Power Rankings: Centers
Plus, of course, the 10 best games of the week.
by Doobie Okon / @doobieSLAM
It’s a position that used to key the great teams. Dwindling in importance in recent years, the monster in the middle often decided which franchises got the rings at the end of the season. From the likes of Wilt, Russell, Kareem, Shaq, Hakeem, Robinson, Ewing and others…any squad with a great center had a chance.
Now, there’s just one truly great center in the NBA, and it’s been like that for a while. MJ transformed the League into a much more guard-oriented, high-scoring, outside- shooting game, and now the center position seems much less valuable. However, it’s still an important part of the game for those that utilize their big man, especially athletic ones who can run with their guards. And because there’s such a lack of wondrous centers these days, the effective few are high commodities.
With that, my top ten centers as of right now:
Last year, the former Florida Gator star would’ve easily cracked the top five. However, his numbers (7.1 pts/8.2 boards), and more importantly his minutes (26.6), have seriously declined since his 2010-11 campaign where he posted 11.7 points and 10.4 rebounds in 32.8 minutes per contest. Luckily, Noah is not a numbers guy, and nobody can ever question his defense, hustle, leadership and daily effort. Still very young at 26, Noah remains an extremely significant part of the 13-3 Bulls and the fact that he’s grabbed 12 boards three times in his last four games is a great sign.
It’s tough to gauge just how good this 21-year-old is. The numbers speak volumes as Monroe averages 16.1 points and 9.4 rebounds in his sophomore stint, and was leading all centers with a 24.52 PER until Dwight dropped 24/25 Wednesday night. However, he’s on a very, very bad team in Detroit and isn’t the greatest defender, especially against quicker or thicker centers. With a polished offensive game (that includes a knack for passing) and youth on his side, the future seems very bright for Monroe.
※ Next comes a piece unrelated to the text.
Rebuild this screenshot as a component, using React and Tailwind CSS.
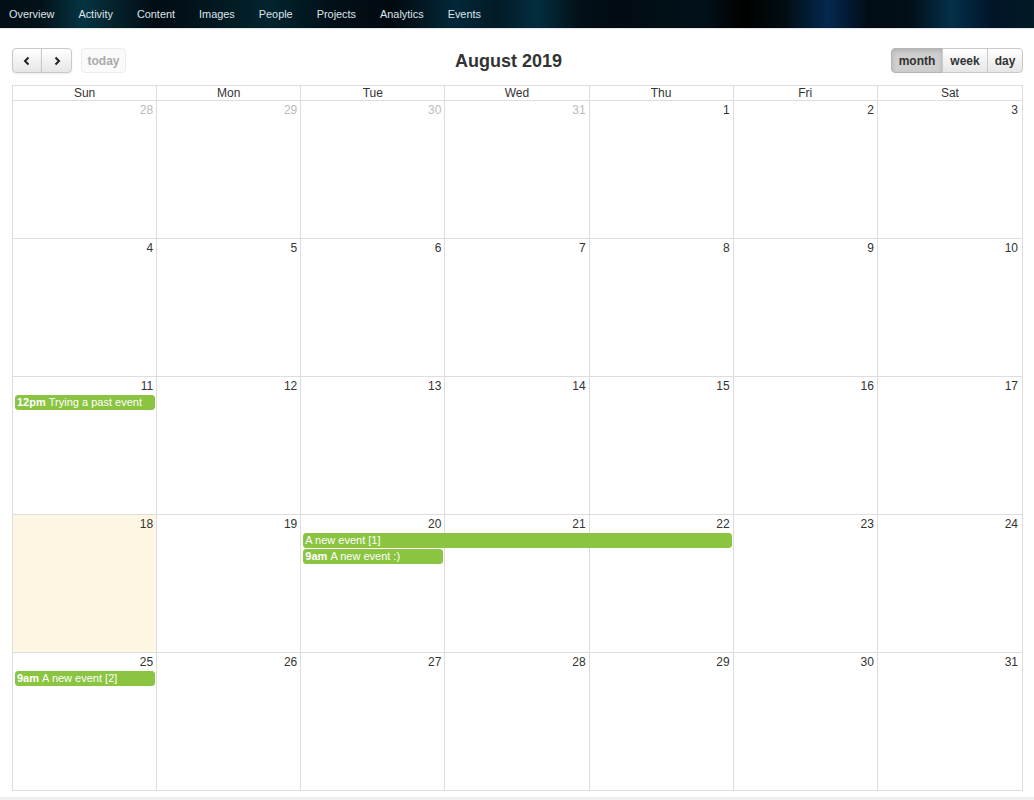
import React from 'react';

const navItems = ['Overview', 'Activity', 'Content', 'Images', 'People', 'Projects', 'Analytics', 'Events'];
const dayNames = ['Sun', 'Mon', 'Tue', 'Wed', 'Thu', 'Fri', 'Sat'];

const colStart = ['col-start-1', 'col-start-2', 'col-start-3', 'col-start-4', 'col-start-5', 'col-start-6', 'col-start-7'];
const colSpan = ['col-span-1', 'col-span-2', 'col-span-3', 'col-span-4', 'col-span-5', 'col-span-6', 'col-span-7'];
const rowStart = ['row-start-1', 'row-start-2', 'row-start-3', 'row-start-4'];

const weeks = [
  { days: [[28, true], [29, true], [30, true], [31, true], [1], [2], [3]], events: [] },
  { days: [[4], [5], [6], [7], [8], [9], [10]], events: [] },
  {
    days: [[11], [12], [13], [14], [15], [16], [17]],
    events: [{ col: 0, span: 1, row: 1, time: '12pm', title: 'Trying a past event' }],
  },
  {
    days: [[18], [19], [20], [21], [22], [23], [24]],
    today: 0,
    events: [
      { col: 2, span: 3, row: 1, title: 'A new event [1]' },
      { col: 2, span: 1, row: 2, time: '9am', title: 'A new event :)' },
    ],
  },
  {
    days: [[25], [26], [27], [28], [29], [30], [31]],
    events: [{ col: 0, span: 1, row: 1, time: '9am', title: 'A new event [2]' }],
  },
];

function Event({ ev }) {
  return (
    <div
      className={`${colStart[ev.col]} ${colSpan[ev.span - 1]} ${rowStart[ev.row]} z-10 mx-[2px] mb-[1px] h-[15px] rounded-[3px] border border-[#8bc440] bg-[#8bc440] px-[1px] text-[11px] leading-[13px] text-white whitespace-nowrap overflow-hidden`}
    >
      {ev.time && <span className="font-bold">{ev.time} </span>}
      {ev.title}
    </div>
  );
}

function Week({ week }) {
  return (
    <div className="grid grid-cols-7 grid-rows-[auto_auto_auto_1fr] h-[138px] border-b border-[#ddd]">
      {week.days.map((d, i) => (
        <div
          key={'bg' + i}
          className={`${colStart[i]} row-span-full ${i < 6 ? 'border-r border-[#ddd]' : ''} ${week.today === i ? 'bg-[#fdf6e2]' : ''}`}
        />
      ))}
      {week.days.map(([n, other], i) => (
        <div
          key={'n' + i}
          className={`${colStart[i]} row-start-1 z-10 pr-[4px] pt-[2px] pb-[2px] text-right text-[12px] leading-[14px] ${other ? 'text-[#bbb]' : 'text-[#333]'}`}
        >
          {n}
        </div>
      ))}
      {week.events.map((ev, i) => (
        <Event key={'e' + i} ev={ev} />
      ))}
    </div>
  );
}

export default function App() {
  return (
    <div className="min-h-[800px] bg-white font-['Liberation_Sans',Arial,sans-serif] text-[#333]">
      <nav className="h-[29px] border-b border-[#e5e5e5] bg-[linear-gradient(90deg,#020e16_0%,#03121a_4%,#043442_8%,#05222c_11%,#020c14_15%,#03161e_20%,#02242e_26%,#021018_32%,#020a10_38%,#032838_44%,#021a26_48%,#032e40_52%,#021018_56%,#020a12_60%,#011016_64%,#02101a_68%,#000000_72%,#020e14_76%,#042850_80%,#020c16_84%,#020f18_88%,#03304a_92%,#021428_96%,#021a26_100%)]">
        <ul className="flex h-[28px] items-center pl-[9px] text-[10.9px] text-[#dde4ea]">
          {navItems.map((item) => (
            <li key={item} className="mr-[24px] cursor-pointer">
              {item}
            </li>
          ))}
        </ul>
      </nav>

      <div className="pl-[12px] pr-[11px] pt-[19px]">
        <div className="mb-[12px] flex items-center justify-between">
          <div className="flex items-center">
            <div className="flex">
              <button className="flex h-[25px] w-[30px] items-center justify-center rounded-l-[4px] border border-[#c9c9c9] bg-[linear-gradient(#ffffff,#e6e6e6)] shadow-[0_1px_2px_rgba(0,0,0,0.08)]">
                <svg width="10" height="10" viewBox="0 0 10 10">
                  <path d="M6.5 1.5 L3 5 L6.5 8.5" fill="none" stroke="#222" strokeWidth="2" />
                </svg>
              </button>
              <button className="-ml-px flex h-[25px] w-[31px] items-center justify-center rounded-r-[4px] border border-[#c9c9c9] bg-[linear-gradient(#ffffff,#e6e6e6)] shadow-[0_1px_2px_rgba(0,0,0,0.08)]">
                <svg width="10" height="10" viewBox="0 0 10 10">
                  <path d="M3.5 1.5 L7 5 L3.5 8.5" fill="none" stroke="#222" strokeWidth="2" />
                </svg>
              </button>
            </div>
            <button className="ml-[9px] h-[25px] w-[45px] rounded-[4px] border border-[#ececec] bg-[#fafafa] text-[12px] font-bold text-[#a9a9a9]">
              today
            </button>
          </div>
          <h2 className="text-[18px] font-bold leading-[22px] text-[#333]">August 2019</h2>
          <div className="flex text-[12px] font-bold text-[#333]">
            <button className="h-[25px] w-[52px] rounded-l-[4px] border border-[#b5b5b5] bg-[#cfcfcf] shadow-[inset_0_2px_4px_rgba(0,0,0,0.15)]">
              month
            </button>
            <button className="-ml-px h-[25px] w-[46px] border border-[#c9c9c9] bg-[linear-gradient(#ffffff,#e6e6e6)]">
              week
            </button>
            <button className="-ml-px h-[25px] w-[36px] rounded-r-[4px] border border-[#c9c9c9] bg-[linear-gradient(#ffffff,#e6e6e6)]">
              day
            </button>
          </div>
        </div>

        <div className="border-x border-t border-[#ddd]">
          <div className="grid grid-cols-7 border-b border-[#ddd] text-[12px] leading-[14px] text-[#333]">
            {dayNames.map((d, i) => (
              <div key={d} className={`text-center ${i < 6 ? 'border-r border-[#ddd]' : ''}`}>
                {d}
              </div>
            ))}
          </div>
          {weeks.map((w, i) => (
            <Week key={i} week={w} />
          ))}
        </div>
      </div>
      <div className="mt-[6px] h-[20px] bg-[#eeeeee]" />
    </div>
  );
}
I’m a big believer in defense, which is why it’s tough for me to include Brook in the top ten as he’s an atrocious stopper. His blocks are only a result of his length as he can’t guard a middle-schooler and his lack of mobility on defense is really puzzling given such an amazing offensive game. Lopez is out until February with a foot injury, so nobody knows what he’ll provide New Jersey with this season. Last year he posted less than six rebounds a game, which is just putrid for a seven-footer as he looked wholly awful on the entire defensive side. But, as you can clearly see, Brook sits in my top ten so he must be doing something right. To his credit, he’s played every game of his career until this current foot injury and his shooting game from the floor (career 50.4%) and the stripe (career 80.1%) is his ultimate strength. It also doesn’t help that he’s led the Nets to squat in his first few years, but for now, I’ll leave Brook alone. And to any Bargnani fans: I don’t want to hear it!
Ever since Amar’e left Phoenix, the Suns have become somewhat of a forgotten team. Well, take notice, because they have one of the most underrated players in the League lurking in the middle. I particularly like Gortat because he’s very solid on both ends of the floor, and it’s really showing up his first 14 games of the season. He demonstrates very good position when defending the post and rebounds among the best. Ever since the Suns gave him the playing time that Orlando never did, the Polish monster has responded with 9.3 boards in 29.8 minutes over the last two seasons. Gortat can also move fairly well in Steve Nash’s half-court set and has a nice jumper in his arsenal. Keep an eye on Phoenix’s big man if you haven’t already.
Big Al seems like he’s been around forever, but he’s only 27 and leading one of the most surprising teams in the League in the 9-5 Utah Jazz. Jefferson should never really average less than 20/10, but I’ll take the 18.2/9.2 and 1.7 blocks that he’s providing for Utah right now. Jefferson also has fellow big man Paul Millsap to take some of the load off, and at 6-10, Al is a tad undersized for the center position. This fact and his problems on defense prove that he’s probably more suited for the 4, but I’m sure the Jazz don’t mind having this problem on their front-court given the talent of both.